WOW. This is exactly why I posted here - you all brought perspectives I hadn’t even considered. Let me try to respond to some of the great questions:

@maya_builds - Your question about whether the films felt “hollow” is SO on point. Honestly? Some did, some didn’t. The winning team had a comedian who’s also a legit screenwriter, and you could FEEL the difference. The pacing, the setup-punchline structure, the emotional arc - it was all there. But other teams… yeah, visually impressive but narratively flat. Your Figma analogy is perfect.

Re: ethical guidelines - there was barely any discussion about it at the event itself, which honestly worried me. It was all “look how cool this is!” with no talk about attribution, labor displacement, or misuse. That needs to change.

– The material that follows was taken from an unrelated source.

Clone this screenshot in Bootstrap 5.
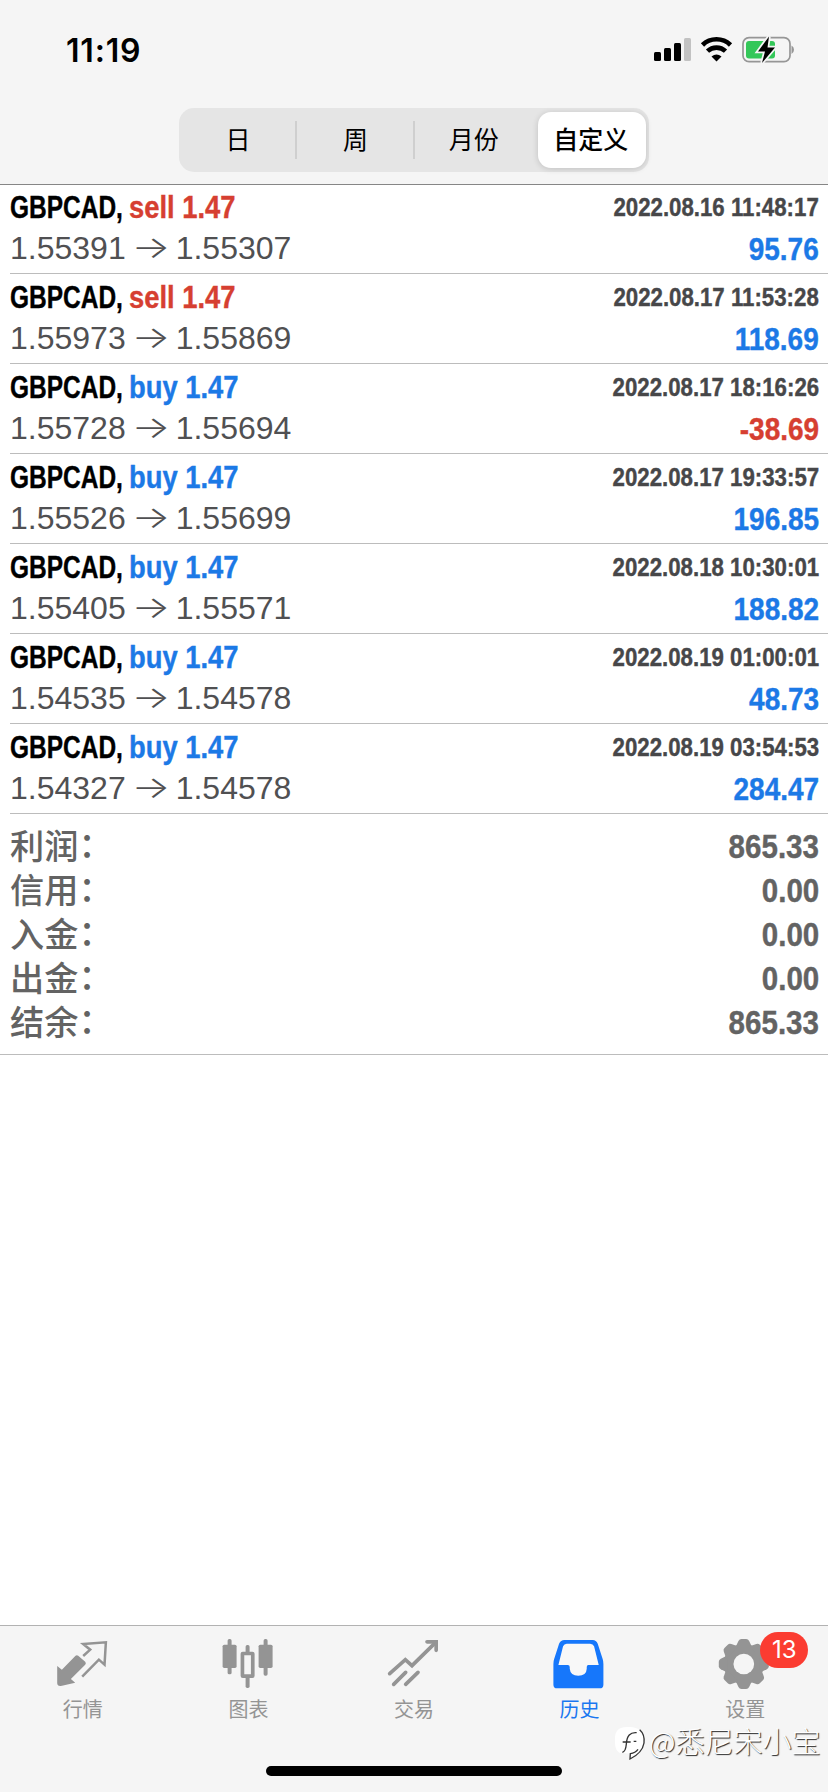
<!DOCTYPE html>
<html lang="zh-CN">
<head>
<meta charset="utf-8">
<meta name="viewport" content="width=device-width, initial-scale=1">
<title>历史</title>
<link href="https://cdn.jsdelivr.net/npm/bootstrap@5.3.0/dist/css/bootstrap.min.css" rel="stylesheet">
<style>
body{font-family:"Liberation Sans","Noto Sans CJK SC",sans-serif;background:#fff;color:#000}
.screen{width:828px;height:1792px;overflow:hidden}
.topbar{height:184px;background:#f5f5f5;box-shadow:0 1px 0 #868686;z-index:1}
.status{height:108px;padding:31px 34px 37px 66px}
.clock{font:600 32px/40px Inter,sans-serif;letter-spacing:.8px}
.status svg{margin-top:-1px}
.segments{width:470px;height:64px;margin-left:179px;border-radius:15px;background:#e5e5e5;font:400 25px/34px "Noto Sans CJK SC",sans-serif}
.seg{width:117.5px;height:64px}
.seg-line{border-right:2px solid #cfcfcf;height:38px;width:118px;flex:none}
.seg>div>span,.seg>span{margin-top:-5px}
.seg-line span,.seg>span{margin-left:2px}
.seg-on{width:108px;height:56px;margin-left:3px;border-radius:13px;background:#fff;font-weight:500;box-shadow:0 1px 6px rgba(0,0,0,.16)}
.seg-on span{margin-left:-2px}
.deal{height:90px;margin-left:10px;padding-right:9px;border-bottom:1px solid #bcbcbc}
.cond{font-weight:700;white-space:nowrap;-webkit-text-stroke:.4px currentColor}
.cond-l{display:inline-block;transform:scaleX(.855);transform-origin:left}
.cond-r{transform:scaleX(.875);transform-origin:right}
.deal-title{font-size:32px;line-height:40px;margin-top:3px}
.sym{width:119px;transform:scaleX(.765)}
.sell{color:#d63f31}
.buy{color:#1c79e6}
.date{font-size:25px;line-height:40px;margin-top:3px;color:#474749;transform:scaleX(.89)}
.price{font-size:32px;line-height:42px;color:#505052}
.arrow{display:inline-block;width:50px;text-align:center;font:300 30px/30px Inter,sans-serif;transform:translateY(-1px) scaleX(1.36)}
.gain{font-size:32px;line-height:44px}
.totals{height:241px;padding:12px 9px 0 10px;border-bottom:1px solid #bcbcbc;color:#636363}
.total{height:44px}
.total-name{font:500 34.2px/40px "Noto Sans CJK SC",sans-serif;margin-top:-2px}
.colon{display:inline-block;line-height:34px;transform:translateY(-2px)}
.total-sum{font-size:33px;line-height:44px;margin-top:-1px;transform:scaleX(.895)}
.tabs{height:167px;border-top:1px solid #b2b2b2;background:#f5f5f5;color:#949494}
.tab{width:20%;padding-top:10px;font:400 20px/26px "Noto Sans CJK SC",sans-serif}
.tab svg{width:56px;height:54px;display:block}
.tab span.name{margin-top:6px}
.tab.on{color:#1a77f0}
.count{position:absolute;left:98px;top:6px;width:48px;height:36px;border-radius:18px;background:#fb3c31;color:#fff;font:400 24px/36px Inter,sans-serif;text-align:center}
.home{position:absolute;left:266px;bottom:16px;width:296px;height:10px;border-radius:5px;background:#000}
.mark-user{position:absolute;left:614px;top:1725px;color:#fff;font:300 29px/30px "Noto Sans CJK SC",sans-serif;text-shadow:1px 1px 1px #222;white-space:nowrap}
.mark-user span{margin:-6px 0 0 1px}
</style>
</head>
<body>
<div class="screen d-flex flex-column position-relative">
  <header class="topbar position-relative">
    <div class="status d-flex justify-content-between">
      <span class="clock">11:19</span>
      <svg width="144" height="40" viewBox="649 30 144 40">
        <g><rect x="653" y="52" width="7" height="9" rx="1.5"/><rect x="663" y="48" width="7" height="13" rx="1.5"/><rect x="673" y="43" width="7" height="18" rx="1.5"/><rect x="683" y="38" width="7" height="23" rx="1.5" fill="#c2c2c2"/></g>
        <path d="M701.5 45a20 20 0 0 1 28 0M706.5 51.2a13 13 0 0 1 18 0" fill="none" stroke="#000" stroke-width="4.6"/>
        <path d="M710.500 56.500a8 8 0 0 1 10 0L715.500 61.500Z"/>
        <rect x="742" y="37.700" width="47" height="24" rx="6" fill="none" stroke="#969696" stroke-width="1.700"/>
        <path d="M790.500 45.500q2.500 1.300 2.500 4.300t-2.500 4.300Z" fill="#969696"/>
        <rect x="745" y="41" width="29" height="17.500" rx="3" fill="#34c759"/>
        <path d="M768 36.500 757 51.500h7l-3 11.500 13-15.500h-7.500Z" stroke="#f5f5f5" stroke-width="3.500" paint-order="stroke"/>
      </svg>
    </div>
    <nav class="segments d-flex align-items-center">
      <div class="seg d-flex align-items-center"><div class="seg-line d-flex align-items-center justify-content-center"><span>日</span></div></div>
      <div class="seg d-flex align-items-center"><div class="seg-line d-flex align-items-center justify-content-center"><span>周</span></div></div>
      <div class="seg d-flex align-items-center justify-content-center"><span>月份</span></div>
      <div class="seg d-flex align-items-center justify-content-center"><div class="seg-on d-flex align-items-center justify-content-center"><span>自定义</span></div></div>
    </nav>
  </header>

  <main class="flex-grow-1">
    <div>
      <div class="deal d-flex justify-content-between"><div><div class="deal-title cond"><span class="cond-l sym">GBPCAD,</span><span class="cond-l sell">sell 1.47</span></div><div class="price">1.55391<span class="arrow">→</span>1.55307</div></div><div class="text-end"><div class="date cond cond-r">2022.08.16 11:48:17</div><div class="gain cond cond-r buy">95.76</div></div></div>
      <div class="deal d-flex justify-content-between"><div><div class="deal-title cond"><span class="cond-l sym">GBPCAD,</span><span class="cond-l sell">sell 1.47</span></div><div class="price">1.55973<span class="arrow">→</span>1.55869</div></div><div class="text-end"><div class="date cond cond-r">2022.08.17 11:53:28</div><div class="gain cond cond-r buy">118.69</div></div></div>
      <div class="deal d-flex justify-content-between"><div><div class="deal-title cond"><span class="cond-l sym">GBPCAD,</span><span class="cond-l buy">buy 1.47</span></div><div class="price">1.55728<span class="arrow">→</span>1.55694</div></div><div class="text-end"><div class="date cond cond-r">2022.08.17 18:16:26</div><div class="gain cond cond-r sell">-38.69</div></div></div>
      <div class="deal d-flex justify-content-between"><div><div class="deal-title cond"><span class="cond-l sym">GBPCAD,</span><span class="cond-l buy">buy 1.47</span></div><div class="price">1.55526<span class="arrow">→</span>1.55699</div></div><div class="text-end"><div class="date cond cond-r">2022.08.17 19:33:57</div><div class="gain cond cond-r buy">196.85</div></div></div>
      <div class="deal d-flex justify-content-between"><div><div class="deal-title cond"><span class="cond-l sym">GBPCAD,</span><span class="cond-l buy">buy 1.47</span></div><div class="price">1.55405<span class="arrow">→</span>1.55571</div></div><div class="text-end"><div class="date cond cond-r">2022.08.18 10:30:01</div><div class="gain cond cond-r buy">188.82</div></div></div>
      <div class="deal d-flex justify-content-between"><div><div class="deal-title cond"><span class="cond-l sym">GBPCAD,</span><span class="cond-l buy">buy 1.47</span></div><div class="price">1.54535<span class="arrow">→</span>1.54578</div></div><div class="text-end"><div class="date cond cond-r">2022.08.19 01:00:01</div><div class="gain cond cond-r buy">48.73</div></div></div>
      <div class="deal d-flex justify-content-between"><div><div class="deal-title cond"><span class="cond-l sym">GBPCAD,</span><span class="cond-l buy">buy 1.47</span></div><div class="price">1.54327<span class="arrow">→</span>1.54578</div></div><div class="text-end"><div class="date cond cond-r">2022.08.19 03:54:53</div><div class="gain cond cond-r buy">284.47</div></div></div>
    </div>
    <div class="totals">
      <div class="total d-flex justify-content-between"><span class="total-name">利润<span class="colon">：</span></span><span class="total-sum cond cond-r">865.33</span></div>
      <div class="total d-flex justify-content-between"><span class="total-name">信用<span class="colon">：</span></span><span class="total-sum cond cond-r">0.00</span></div>
      <div class="total d-flex justify-content-between"><span class="total-name">入金<span class="colon">：</span></span><span class="total-sum cond cond-r">0.00</span></div>
      <div class="total d-flex justify-content-between"><span class="total-name">出金<span class="colon">：</span></span><span class="total-sum cond cond-r">0.00</span></div>
      <div class="total d-flex justify-content-between"><span class="total-name">结余<span class="colon">：</span></span><span class="total-sum cond cond-r">865.33</span></div>
    </div>
  </main>

  <footer class="tabs d-flex">
    <div class="tab d-flex flex-column align-items-center">
      <svg viewBox="164.400 78 168 162"><path d="M171 168 185 179 226 137Q230 134 234 137L255 155Q259 160 255 164L212 207 225 218 182 228Q171 229 171 219Z" fill="currentColor"/><path d="M249 138 270 119 249 102 317 97 313 164 296 149 246 200" fill="none" stroke="currentColor" stroke-width="7.500"/></svg>
      <span class="name">行情</span>
    </div>
    <div class="tab d-flex flex-column align-items-center">
      <svg viewBox="661.200 78 168 162" fill="currentColor"><rect x="684" y="87" width="12" height="106" rx="5"/><rect x="669" y="104" width="42" height="70" rx="5"/><rect x="792" y="87" width="12" height="110" rx="5"/><rect x="777" y="104" width="42" height="70" rx="5"/><rect x="738" y="105" width="12" height="25" rx="5"/><rect x="738" y="196" width="12" height="38" rx="5"/><rect x="728.500" y="130.500" width="31" height="68" rx="1" fill="none" stroke="currentColor" stroke-width="11"/></svg>
      <span class="name">图表</span>
    </div>
    <div class="tab d-flex flex-column align-items-center">
      <svg viewBox="258 78 168 162" fill="none" stroke="currentColor" stroke-width="11" stroke-linecap="round"><path d="M269 191 316 149 336 167 404 100M281 223 317 187M317 223 354 187"/><path d="M381 95.500H408.500V121" stroke-linejoin="miter"/></svg>
      <span class="name">交易</span>
    </div>
    <div class="tab on d-flex flex-column align-items-center">
      <svg viewBox="64.800 78 168 162"><path d="M102 90H187Q197 90 202 101L217 148Q219 154 219 162V224Q219 235 208 235H80Q69 235 69 224V162Q69 154 71 148L86 101Q91 90 102 90Z" fill="#1677fb"/><path d="M109 101H179Q188 101 191 109L205 165H174Q169 165 169 171V176Q168 197 143.500 197 120 197 118 176V171Q118 165 112 165H84L98 109Q101 101 109 101Z" fill="#f8f8f8"/></svg>
      <span class="name">历史</span>
    </div>
    <div class="tab d-flex flex-column align-items-center position-relative">
      <svg viewBox="561.600 78 168 162"><defs><path id="tooth" d="M-26-48-16-69Q-13-75-7-75H7Q13-75 16-69L26-48Z"/></defs><g transform="translate(642 162)" fill="currentColor"><circle r="60"/><use href="#tooth"/><use href="#tooth" transform="rotate(45)"/><use href="#tooth" transform="rotate(90)"/><use href="#tooth" transform="rotate(135)"/><use href="#tooth" transform="rotate(180)"/><use href="#tooth" transform="rotate(225)"/><use href="#tooth" transform="rotate(270)"/><use href="#tooth" transform="rotate(315)"/><circle r="31" fill="#f5f5f5"/></g></svg>
      <span class="name">设置</span>
      <span class="count">13</span>
    </div>
  </footer>
  <div class="home"></div>
  <div class="mark-user d-flex align-items-center">
    <svg width="34" height="36" viewBox="252 348 102 108"><path d="M255 385Q256 355 290 354 342 350 343 398 340 432 300 449L303 434 268 431Q255 425 255 400Z" fill="#fff"/><path d="M277 430Q287 428 289 405 291 368 320 371M278 399H302M311 397H319M329 362Q345 376 342 402 337 432 300 450L301 434Q316 432 324 421" fill="none" stroke="#333" stroke-width="4"/></svg>
    <span>@悉尼宋小宝</span>
  </div>
</div>
<script src="https://cdn.jsdelivr.net/npm/bootstrap@5.3.0/dist/js/bootstrap.bundle.min.js"></script>
</body>
</html>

@product_david - It was definitely a partnership/sponsored situation. Luma provided the tech, Kevin Hart’s Hartbeat provided the platform and audience. Smart GTM play by Luma - getting Kevin Hart as basically an evangelist/case study is genius positioning.

Your point about discovery is fascinating. I’m already drowning in content as a creator - this is going to get SO much worse.

@alex_dev - THANK YOU for the technical reality check. You’re absolutely right about latency. Each generation took 45 seconds to 2 minutes depending on complexity. Teams had to plan their workflow around that. The best ones pre-generated a bunch of assets and then assembled/refined.

Consistency was HUGE. One team’s character literally changed ethnicity between scenes. They played it off as a joke but… yeah. Not production-ready.

@security_sam - This kept me up last night, not gonna lie. The deepfake implications are terrifying. I asked one of the Luma reps about watermarking and they said “it’s on the roadmap” which is… not reassuring. You’re right that we need this baked in from the start.

@cto_michelle - Your point about upskilling vs replacing is what gives me hope. I don’t want to be a Luddite fighting against progress, but I also don’t want to see an entire craft disappear. Using AI as a tool in the kit rather than a replacement for the kit - that’s the future I want.

This conversation has me thinking: maybe the next evolution isn’t AI replacing human filmmakers, but human filmmakers who understand AI becoming the new standard. Kind of like how “photographer” now includes “proficient in Lightroom/Photoshop” as a baseline skill.

Thanks for the thoughtful discussion, everyone. This is why I love this community.